> **Written problem**:
Repeat the material below word for word and leave out all pictures.

> **Source excerpt**:
....

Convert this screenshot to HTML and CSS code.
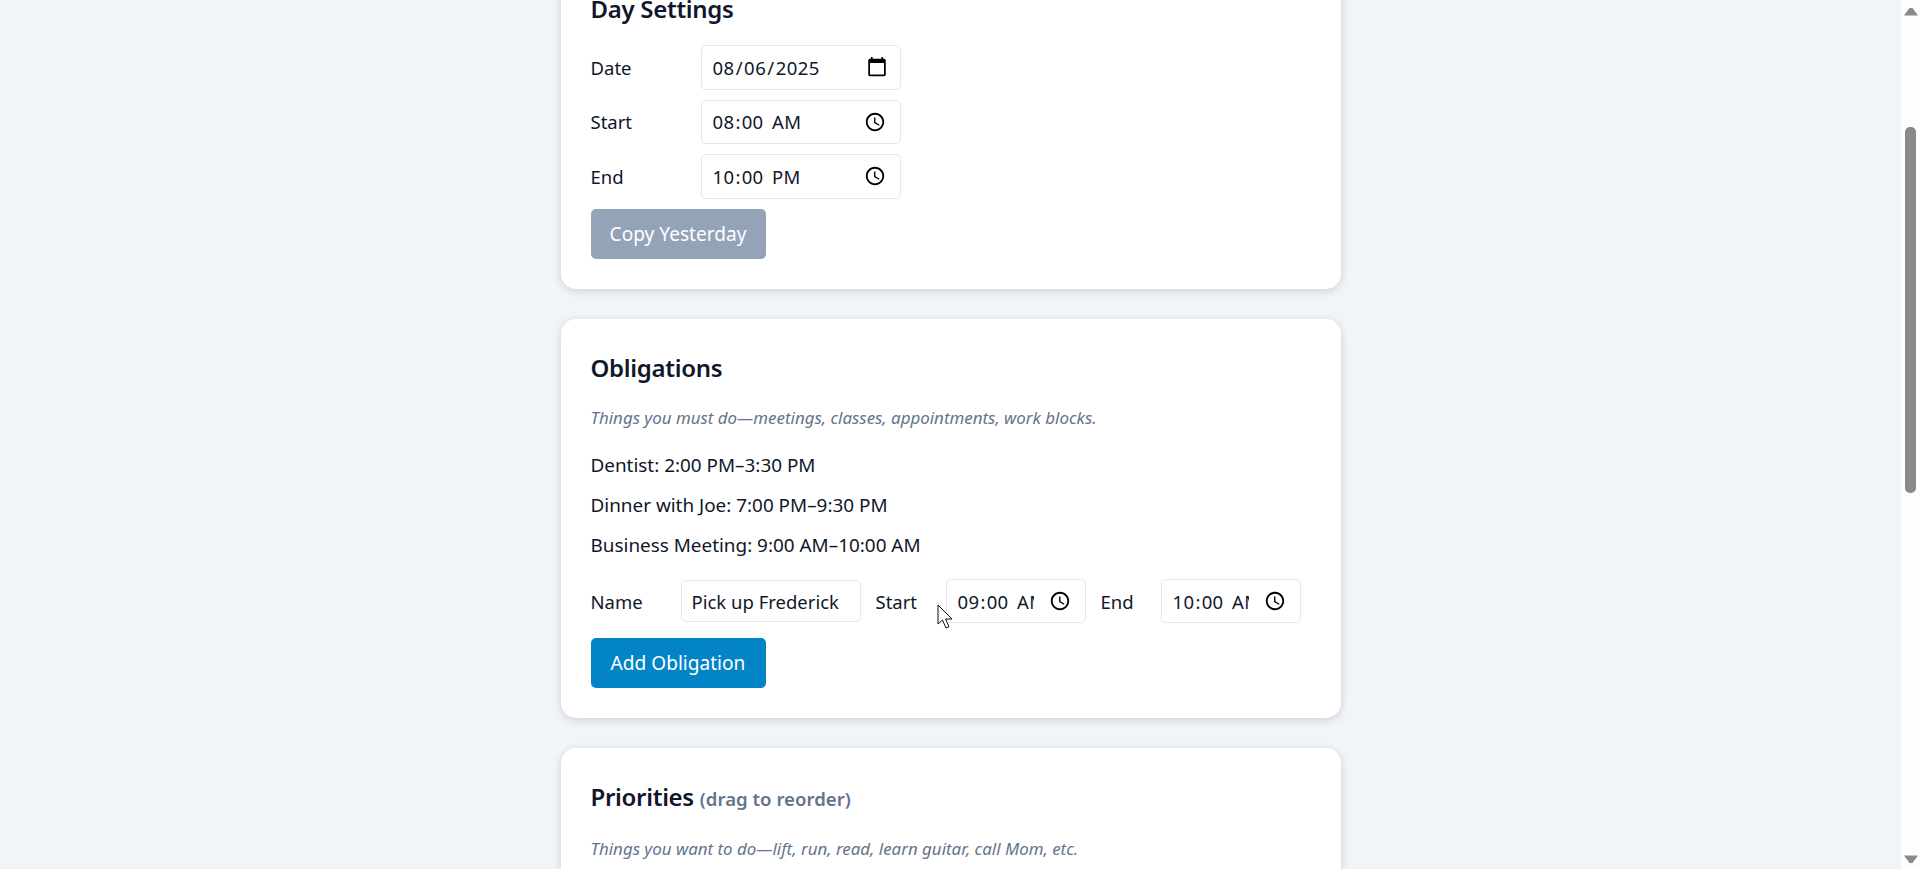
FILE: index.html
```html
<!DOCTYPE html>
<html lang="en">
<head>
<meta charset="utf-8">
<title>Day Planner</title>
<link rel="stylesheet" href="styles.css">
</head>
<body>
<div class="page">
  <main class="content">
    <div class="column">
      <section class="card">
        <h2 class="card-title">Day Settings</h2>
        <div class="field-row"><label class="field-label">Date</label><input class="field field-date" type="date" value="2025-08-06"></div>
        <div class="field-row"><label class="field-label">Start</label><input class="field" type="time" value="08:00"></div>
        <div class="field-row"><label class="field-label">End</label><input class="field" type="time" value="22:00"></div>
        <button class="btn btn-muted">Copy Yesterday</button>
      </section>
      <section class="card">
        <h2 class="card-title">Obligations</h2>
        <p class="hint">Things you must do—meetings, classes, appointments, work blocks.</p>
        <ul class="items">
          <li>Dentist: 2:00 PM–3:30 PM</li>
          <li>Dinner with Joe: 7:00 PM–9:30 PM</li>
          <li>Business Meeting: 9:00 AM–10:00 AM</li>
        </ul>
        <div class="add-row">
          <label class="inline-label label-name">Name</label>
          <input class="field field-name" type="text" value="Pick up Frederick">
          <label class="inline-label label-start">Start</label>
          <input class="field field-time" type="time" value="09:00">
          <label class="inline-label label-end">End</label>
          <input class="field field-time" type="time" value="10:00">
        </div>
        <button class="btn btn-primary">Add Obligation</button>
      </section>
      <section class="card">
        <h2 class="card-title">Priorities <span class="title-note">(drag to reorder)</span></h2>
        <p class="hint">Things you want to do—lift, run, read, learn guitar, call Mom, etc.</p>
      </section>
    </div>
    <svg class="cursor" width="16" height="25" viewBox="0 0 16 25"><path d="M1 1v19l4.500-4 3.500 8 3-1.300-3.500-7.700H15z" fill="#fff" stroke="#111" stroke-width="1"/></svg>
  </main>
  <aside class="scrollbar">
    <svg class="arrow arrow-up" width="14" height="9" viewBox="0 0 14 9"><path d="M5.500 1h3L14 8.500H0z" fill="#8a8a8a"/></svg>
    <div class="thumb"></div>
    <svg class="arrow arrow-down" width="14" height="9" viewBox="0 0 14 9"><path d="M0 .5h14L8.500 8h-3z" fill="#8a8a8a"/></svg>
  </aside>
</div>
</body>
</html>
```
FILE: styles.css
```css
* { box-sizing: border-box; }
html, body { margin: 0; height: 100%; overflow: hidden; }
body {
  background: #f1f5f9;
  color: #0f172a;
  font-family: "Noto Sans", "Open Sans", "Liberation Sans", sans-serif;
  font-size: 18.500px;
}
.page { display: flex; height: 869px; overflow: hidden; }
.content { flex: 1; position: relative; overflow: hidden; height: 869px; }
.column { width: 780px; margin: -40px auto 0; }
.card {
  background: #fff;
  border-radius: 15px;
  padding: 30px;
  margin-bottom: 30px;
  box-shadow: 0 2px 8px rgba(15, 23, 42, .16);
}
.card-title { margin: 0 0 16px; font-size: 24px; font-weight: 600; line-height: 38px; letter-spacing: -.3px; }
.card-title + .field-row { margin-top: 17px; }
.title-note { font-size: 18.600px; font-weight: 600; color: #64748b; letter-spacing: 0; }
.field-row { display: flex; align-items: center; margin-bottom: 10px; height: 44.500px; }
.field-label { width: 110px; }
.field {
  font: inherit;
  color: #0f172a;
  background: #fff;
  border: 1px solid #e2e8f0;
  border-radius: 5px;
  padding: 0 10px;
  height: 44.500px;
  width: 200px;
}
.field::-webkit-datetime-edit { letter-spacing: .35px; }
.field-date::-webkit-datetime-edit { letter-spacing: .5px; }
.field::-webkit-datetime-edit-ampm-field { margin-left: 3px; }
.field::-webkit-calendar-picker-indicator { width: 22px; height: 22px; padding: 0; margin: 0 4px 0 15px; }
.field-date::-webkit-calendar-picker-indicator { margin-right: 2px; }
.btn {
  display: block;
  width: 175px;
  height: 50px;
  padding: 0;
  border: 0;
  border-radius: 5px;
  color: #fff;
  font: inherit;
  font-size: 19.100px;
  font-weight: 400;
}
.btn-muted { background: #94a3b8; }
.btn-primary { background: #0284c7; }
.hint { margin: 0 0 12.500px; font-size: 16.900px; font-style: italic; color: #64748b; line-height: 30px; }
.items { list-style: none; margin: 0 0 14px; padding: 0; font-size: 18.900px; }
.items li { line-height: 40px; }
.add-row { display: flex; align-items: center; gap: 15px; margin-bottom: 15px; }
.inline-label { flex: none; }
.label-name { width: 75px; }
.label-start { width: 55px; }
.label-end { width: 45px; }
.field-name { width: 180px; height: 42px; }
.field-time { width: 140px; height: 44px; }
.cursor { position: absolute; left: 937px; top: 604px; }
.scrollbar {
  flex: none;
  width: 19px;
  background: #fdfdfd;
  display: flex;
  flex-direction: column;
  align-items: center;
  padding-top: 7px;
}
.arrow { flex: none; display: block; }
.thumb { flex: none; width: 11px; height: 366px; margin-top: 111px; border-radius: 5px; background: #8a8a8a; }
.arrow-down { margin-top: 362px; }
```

....

> **Result below**:
Convert this screenshot to HTML and CSS code.
FILE: index.html
```html
<!DOCTYPE html>
<html lang="en">
<head>
<meta charset="utf-8">
<title>Day Planner</title>
<link rel="stylesheet" href="styles.css">
</head>
<body>
<div class="page">
  <main class="content">
    <div class="column">
      <section class="card">
        <h2 class="card-title">Day Settings</h2>
        <div class="field-row"><label class="field-label">Date</label><input class="field field-date" type="date" value="2025-08-06"></div>
        <div class="field-row"><label class="field-label">Start</label><input class="field" type="time" value="08:00"></div>
        <div class="field-row"><label class="field-label">End</label><input class="field" type="time" value="22:00"></div>
        <button class="btn btn-muted">Copy Yesterday</button>
      </section>
      <section class="card">
        <h2 class="card-title">Obligations</h2>
        <p class="hint">Things you must do—meetings, classes, appointments, work blocks.</p>
        <ul class="items">
          <li>Dentist: 2:00 PM–3:30 PM</li>
          <li>Dinner with Joe: 7:00 PM–9:30 PM</li>
          <li>Business Meeting: 9:00 AM–10:00 AM</li>
        </ul>
        <div class="add-row">
          <label class="inline-label label-name">Name</label>
          <input class="field field-name" type="text" value="Pick up Frederick">
          <label class="inline-label label-start">Start</label>
          <input class="field field-time" type="time" value="09:00">
          <label class="inline-label label-end">End</label>
          <input class="field field-time" type="time" value="10:00">
        </div>
        <button class="btn btn-primary">Add Obligation</button>
      </section>
      <section class="card">
        <h2 class="card-title">Priorities <span class="title-note">(drag to reorder)</span></h2>
        <p class="hint">Things you want to do—lift, run, read, learn guitar, call Mom, etc.</p>
      </section>
    </div>
    <svg class="cursor" width="16" height="25" viewBox="0 0 16 25"><path d="M1 1v19l4.500-4 3.500 8 3-1.300-3.500-7.700H15z" fill="#fff" stroke="#111" stroke-width="1"/></svg>
  </main>
  <aside class="scrollbar">
    <svg class="arrow arrow-up" width="14" height="9" viewBox="0 0 14 9"><path d="M5.500 1h3L14 8.500H0z" fill="#8a8a8a"/></svg>
    <div class="thumb"></div>
    <svg class="arrow arrow-down" width="14" height="9" viewBox="0 0 14 9"><path d="M0 .5h14L8.500 8h-3z" fill="#8a8a8a"/></svg>
  </aside>
</div>
</body>
</html>
```
FILE: styles.css
```css
* { box-sizing: border-box; }
html, body { margin: 0; height: 100%; overflow: hidden; }
body {
  background: #f1f5f9;
  color: #0f172a;
  font-family: "Noto Sans", "Open Sans", "Liberation Sans", sans-serif;
  font-size: 18.500px;
}
.page { display: flex; height: 869px; overflow: hidden; }
.content { flex: 1; position: relative; overflow: hidden; height: 869px; }
.column { width: 780px; margin: -40px auto 0; }
.card {
  background: #fff;
  border-radius: 15px;
  padding: 30px;
  margin-bottom: 30px;
  box-shadow: 0 2px 8px rgba(15, 23, 42, .16);
}
.card-title { margin: 0 0 16px; font-size: 24px; font-weight: 600; line-height: 38px; letter-spacing: -.3px; }
.card-title + .field-row { margin-top: 17px; }
.title-note { font-size: 18.600px; font-weight: 600; color: #64748b; letter-spacing: 0; }
.field-row { display: flex; align-items: center; margin-bottom: 10px; height: 44.500px; }
.field-label { width: 110px; }
.field {
  font: inherit;
  color: #0f172a;
  background: #fff;
  border: 1px solid #e2e8f0;
  border-radius: 5px;
  padding: 0 10px;
  height: 44.500px;
  width: 200px;
}
.field::-webkit-datetime-edit { letter-spacing: .35px; }
.field-date::-webkit-datetime-edit { letter-spacing: .5px; }
.field::-webkit-datetime-edit-ampm-field { margin-left: 3px; }
.field::-webkit-calendar-picker-indicator { width: 22px; height: 22px; padding: 0; margin: 0 4px 0 15px; }
.field-date::-webkit-calendar-picker-indicator { margin-right: 2px; }
.btn {
  display: block;
  width: 175px;
  height: 50px;
  padding: 0;
  border: 0;
  border-radius: 5px;
  color: #fff;
  font: inherit;
  font-size: 19.100px;
  font-weight: 400;
}
.btn-muted { background: #94a3b8; }
.btn-primary { background: #0284c7; }
.hint { margin: 0 0 12.500px; font-size: 16.900px; font-style: italic; color: #64748b; line-height: 30px; }
.items { list-style: none; margin: 0 0 14px; padding: 0; font-size: 18.900px; }
.items li { line-height: 40px; }
.add-row { display: flex; align-items: center; gap: 15px; margin-bottom: 15px; }
.inline-label { flex: none; }
.label-name { width: 75px; }
.label-start { width: 55px; }
.label-end { width: 45px; }
.field-name { width: 180px; height: 42px; }
.field-time { width: 140px; height: 44px; }
.cursor { position: absolute; left: 937px; top: 604px; }
.scrollbar {
  flex: none;
  width: 19px;
  background: #fdfdfd;
  display: flex;
  flex-direction: column;
  align-items: center;
  padding-top: 7px;
}
.arrow { flex: none; display: block; }
.thumb { flex: none; width: 11px; height: 366px; margin-top: 111px; border-radius: 5px; background: #8a8a8a; }
.arrow-down { margin-top: 362px; }
```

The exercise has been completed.